=== Instructions to follow ===
Using the material below, work out how many lines contain the word "index". Reply with the number and nothing more.

### Stored records ###

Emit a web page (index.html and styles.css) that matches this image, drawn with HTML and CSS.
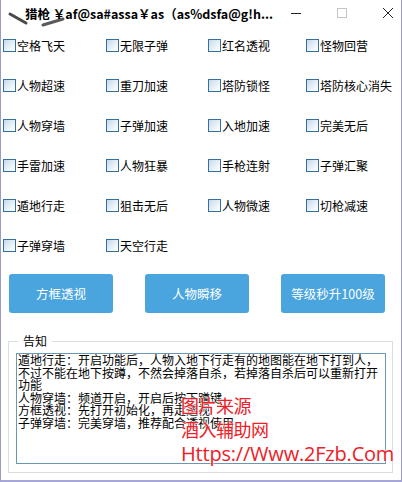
FILE: index.html
```html
<!DOCTYPE html>
<html lang="zh-CN">
<head>
<meta charset="utf-8">
<title>猎枪</title>
<link rel="stylesheet" href="styles.css">
</head>
<body>
<div class="window">
  <div class="titlebar">
    <svg class="app-icon" width="70" height="29" viewBox="0 0 70 29">
      <line x1="9" y1="14" x2="25" y2="23" stroke="#4a4a4a" stroke-width="3" stroke-linecap="round"/>
      <line x1="42" y1="25" x2="62" y2="19" stroke="#5a5a5a" stroke-width="3" stroke-linecap="round"/>
    </svg>
    <div class="title">猎枪 ￥af@sa#assa￥as（as%dsfa@g!h...</div>
    <div class="controls">
      <span class="ctl"><svg width="12" height="12" viewBox="0 0 12 12"><line x1="1" y1="6.5" x2="11" y2="6.5" stroke="#222" stroke-width="1"/></svg></span>
      <span class="ctl"><svg width="12" height="12" viewBox="0 0 12 12"><rect x="1.5" y="1.5" width="9" height="9" fill="none" stroke="#c4c4c4" stroke-width="1"/></svg></span>
      <span class="ctl"><svg width="12" height="12" viewBox="0 0 12 12"><line x1="1" y1="1" x2="11" y2="11" stroke="#222" stroke-width="1"/><line x1="11" y1="1" x2="1" y2="11" stroke="#222" stroke-width="1"/></svg></span>
    </div>
  </div>

  <div class="options">
    <label class="opt"><span class="box"></span>空格飞天</label>
    <label class="opt"><span class="box"></span>无限子弹</label>
    <label class="opt"><span class="box"></span>红名透视</label>
    <label class="opt"><span class="box"></span>怪物回营</label>
    <label class="opt"><span class="box"></span>人物超速</label>
    <label class="opt"><span class="box"></span>重刀加速</label>
    <label class="opt"><span class="box"></span>塔防锁怪</label>
    <label class="opt"><span class="box"></span>塔防核心消失</label>
    <label class="opt"><span class="box"></span>人物穿墙</label>
    <label class="opt"><span class="box"></span>子弹加速</label>
    <label class="opt"><span class="box"></span>入地加速</label>
    <label class="opt"><span class="box"></span>完美无后</label>
    <label class="opt"><span class="box"></span>手雷加速</label>
    <label class="opt"><span class="box"></span>人物狂暴</label>
    <label class="opt"><span class="box"></span>手枪连射</label>
    <label class="opt"><span class="box"></span>子弹汇聚</label>
    <label class="opt"><span class="box"></span>遁地行走</label>
    <label class="opt"><span class="box"></span>狙击无后</label>
    <label class="opt"><span class="box"></span>人物微速</label>
    <label class="opt"><span class="box"></span>切枪减速</label>
    <label class="opt"><span class="box"></span>子弹穿墙</label>
    <label class="opt"><span class="box"></span>天空行走</label>
  </div>

  <div class="buttons">
    <button class="btn">方框透视</button>
    <button class="btn">人物瞬移</button>
    <button class="btn">等级秒升100级</button>
  </div>

  <fieldset class="notice">
    <legend>告知</legend>
    <div class="memo">
      <div class="line">遁地行走：开启功能后，人物入地下行走有的地图能在地下打到人，</div>
      <div class="line">不过不能在地下按蹲，不然会掉落自杀，若掉落自杀后可以重新打开</div>
      <div class="line">功能</div>
      <div class="line">人物穿墙：频道开启，开启后按下蹲键</div>
      <div class="line">方框透视：先打开初始化，再走透视</div>
      <div class="line">子弹穿墙：完美穿墙，推荐配合透视使用</div>
      <div class="wm">
        <div class="wm-cn">图片来源</div>
        <div class="wm-cn">酒入辅助网</div>
        <div class="wm-url">Https://Www.2Fzb.Com</div>
      </div>
    </div>
  </fieldset>
</div>
</body>
</html>
```

FILE: styles.css
```css
* { box-sizing: border-box; }

html, body {
  margin: 0;
  padding: 0;
  background: #ffffff;
}

body {
  font-family: "Noto Sans CJK SC", "Noto Sans", sans-serif;
  color: #000;
}

.window {
  width: 402px;
  height: 482px;
  border: 1px solid #9a9ad0;
  border-top: none;
  border-bottom: 2px solid #a6a6d8;
  background: #fff;
  overflow: hidden;
}

.titlebar {
  position: relative;
  height: 29px;
  display: flex;
  align-items: center;
}

.app-icon {
  position: absolute;
  left: 0;
  top: 0;
}

.title {
  position: relative;
  padding-left: 24px;
  font-size: 12.5px;
  font-weight: bold;
  line-height: 14px;
  margin-top: -2px;
  white-space: nowrap;
}

.controls {
  margin-left: auto;
  display: flex;
  align-self: stretch;
}

.ctl {
  width: 46px;
  display: flex;
  align-items: center;
  justify-content: center;
  padding-bottom: 4px;
}

.options {
  display: grid;
  grid-template-columns: 103px 102px 98px 1fr;
  row-gap: 27px;
  padding: 10px 0 0 2px;
}

.opt {
  display: flex;
  align-items: center;
  height: 13px;
  font-size: 12px;
  line-height: 13px;
  gap: 1px;
  white-space: nowrap;
}

.box {
  width: 13px;
  height: 13px;
  flex: none;
  border: 1px solid #33709e;
  background: linear-gradient(135deg, #c6d9ea 0%, #e8f0f7 55%, #ffffff 100%);
}

.buttons {
  display: flex;
  gap: 32px;
  padding-left: 8px;
  margin-top: 22px;
}

.btn {
  width: 104px;
  height: 39px;
  border: none;
  border-radius: 3px;
  background: #4aa5df;
  color: #fff;
  font-family: "Noto Sans CJK SC", sans-serif;
  font-size: 12.5px;
  padding: 0;
}

.notice {
  margin: 21px 0 0 7px;
  width: 385px;
  min-inline-size: 0;
  border: 1px solid #d8dde2;
  padding: 0 0 8px 7px;
}

.notice legend {
  font-size: 12px;
  line-height: 14px;
  padding: 0 5px;
  margin-left: 2px;
}

.memo {
  position: relative;
  margin-top: 5px;
  width: 370px;
  height: 111px;
  border: 1px solid #6a97b4;
  padding: 0 1px;
  font-size: 12px;
  line-height: 12.5px;
  white-space: nowrap;
}

.line {
  height: 12.5px;
}

.wm {
  position: absolute;
  left: 164px;
  top: 39px;
  color: #ee2027;
  text-shadow: 0 0 2px #fff, 0 0 2px #fff;
}

.wm-cn {
  font-size: 18px;
  line-height: 24px;
  letter-spacing: -0.5px;
}

.wm-url {
  font-family: "Open Sans", "Noto Sans", sans-serif;
  font-size: 20px;
  line-height: 26px;
  letter-spacing: -0.2px;
}
```
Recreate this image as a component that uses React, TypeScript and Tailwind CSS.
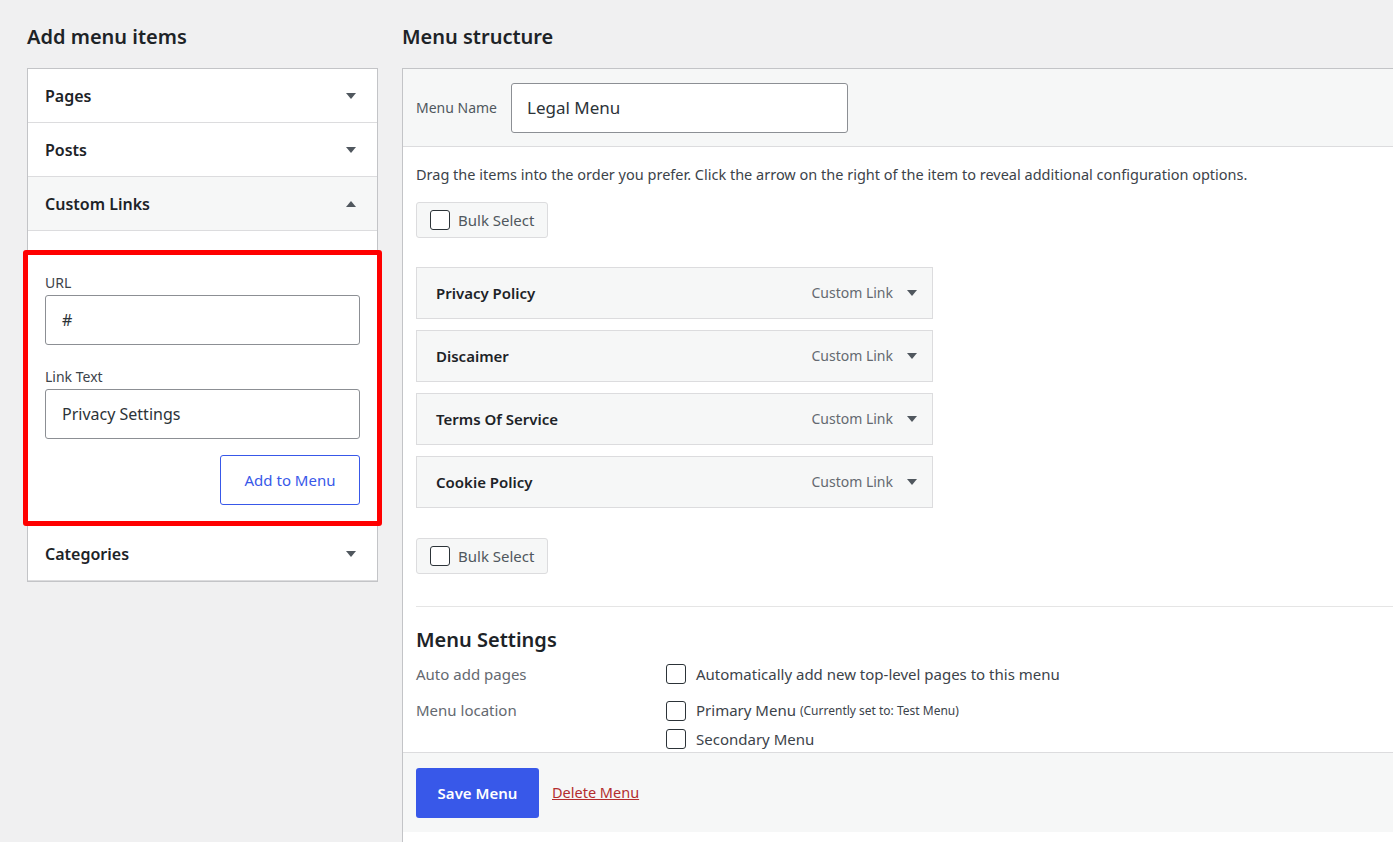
import React from "react";

const F = { fontFamily: '"Noto Sans", "Open Sans", sans-serif' };

function Caret({ up }: { up?: boolean }) {
  return (
    <svg width="10" height="6" viewBox="0 0 10 6" className={up ? "rotate-180" : ""}>
      <path d="M0 0h10L5 6z" fill="#50575e" />
    </svg>
  );
}

function Box() {
  return <span className="inline-block w-[20px] h-[20px] border border-[#2c3338] rounded-[3px] bg-white shrink-0" />;
}

function AccRow({ label, up, gray }: { label: string; up?: boolean; gray?: boolean }) {
  return (
    <div className={`h-[54px] flex items-center justify-between pl-[17px] pr-[21px] border-b border-[#dcdcde] ${gray ? "bg-[#f6f7f7]" : "bg-white"}`}>
      <span className="text-[16px] font-semibold text-[#1d2327]">{label}</span>
      <Caret up={up} />
    </div>
  );
}

function Bulk() {
  return (
    <div className="inline-flex items-center gap-2 h-[36px] px-[13px] border border-[#dcdcde] rounded-[3px] bg-[#f6f7f7] text-[15px] text-[#50575e]">
      <Box />
      Bulk Select
    </div>
  );
}

function Item({ t }: { t: string }) {
  return (
    <div className="w-[517px] h-[52px] flex items-center justify-between pl-[19px] pr-[15px] bg-[#f6f7f7] border border-[#dcdcde]">
      <span className="text-[15px] font-semibold text-[#1d2327]">{t}</span>
      <span className="flex items-center gap-[14px] text-[14px] text-[#646970]">
        Custom Link <Caret />
      </span>
    </div>
  );
}

export default function App() {
  return (
    <div style={F} className="bg-[#f0f0f1] w-[1393px] h-[842px] overflow-hidden flex gap-[24px] pl-[27px] pt-[22px]">
      <div className="w-[351px] shrink-0">
        <h2 className="text-[20px] font-semibold text-[#1d2327] h-[46px]">Add menu items</h2>
        <div className="border border-[#c3c4c7] bg-white">
          <AccRow label="Pages" />
          <AccRow label="Posts" />
          <AccRow label="Custom Links" up gray />
          <div className="pt-[19px] pb-[1px] bg-white">
            <div className="-mx-[5px] border-[5px] border-[#ff0000] rounded-[3px] px-[17px] pt-[17px] pb-[16px]">
              <div className="text-[14px] text-[#3c434a] mb-[2px]">URL</div>
              <div className="h-[50px] border border-[#8c8f94] rounded-[3px] flex items-center px-[16px] text-[16px] text-[#2c3338]">#</div>
              <div className="text-[14px] text-[#3c434a] mt-[21px] mb-[2px]">Link Text</div>
              <div className="h-[50px] border border-[#8c8f94] rounded-[3px] flex items-center px-[16px] text-[16px] text-[#2c3338]">Privacy Settings</div>
              <div className="flex justify-end mt-[16px]">
                <div className="w-[140px] h-[50px] border border-[#3858e9] rounded-[3px] flex items-center justify-center text-[15px] text-[#3858e9]">Add to Menu</div>
              </div>
            </div>
          </div>
          <AccRow label="Categories" />
        </div>
      </div>

      <div className="flex-1">
        <h2 className="text-[20px] font-semibold text-[#1d2327] h-[46px]">Menu structure</h2>
        <div className="border border-[#c3c4c7] border-r-0 bg-white h-[800px]">
          <div className="h-[78px] bg-[#f6f7f7] border-b border-[#dcdcde] flex items-center pl-[13px] gap-[14px]">
            <span className="text-[14px] text-[#50575e]">Menu Name</span>
            <div className="w-[337px] h-[50px] bg-white border border-[#8c8f94] rounded-[3px] flex items-center px-[15px] text-[17px] text-[#2c3338]">Legal Menu</div>
          </div>
          <div className="pl-[13px] pt-[17px]">
            <p className="text-[14.5px] text-[#3c434a]">Drag the items into the order you prefer. Click the arrow on the right of the item to reveal additional configuration options.</p>
            <div className="mt-[16px]"><Bulk /></div>
            <div className="mt-[29px] flex flex-col gap-[11px]">
              <Item t="Privacy Policy" />
              <Item t="Discaimer" />
              <Item t="Terms Of Service" />
              <Item t="Cookie Policy" />
            </div>
            <div className="mt-[30px]"><Bulk /></div>
            <div className="mt-[32px] border-t border-[#e5e5e5] pt-[18px]">
              <h3 className="text-[20px] font-semibold text-[#1d2327]">Menu Settings</h3>
              <div className="flex mt-[8px] text-[15px]">
                <span className="w-[250px] text-[#646970]">Auto add pages</span>
                <span className="flex items-center gap-[10px] text-[#3c434a]"><Box />Automatically add new top-level pages to this menu</span>
              </div>
              <div className="flex mt-[14px] text-[15px]">
                <span className="w-[250px] text-[#646970]">Menu location</span>
                <div className="flex flex-col gap-[6px]">
                  <span className="flex items-center gap-[10px] text-[#3c434a]"><Box />Primary Menu <span className="text-[12px] -ml-[6px]">(Currently set to: Test Menu)</span></span>
                  <span className="flex items-center gap-[10px] text-[#3c434a]"><Box />Secondary Menu</span>
                </div>
              </div>
            </div>
          </div>
          <div className="mt-[2px] h-[80px] bg-[#f6f7f7] border-t border-[#dcdcde] flex items-center pl-[13px] gap-[13px]">
            <div className="w-[123px] h-[50px] bg-[#3858e9] rounded-[3px] flex items-center justify-center text-white text-[15px] font-semibold">Save Menu</div>
            <span className="text-[14.5px] text-[#b32d2e] underline">Delete Menu</span>
          </div>
        </div>
      </div>
    </div>
  );
}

###

=== Reply ===
2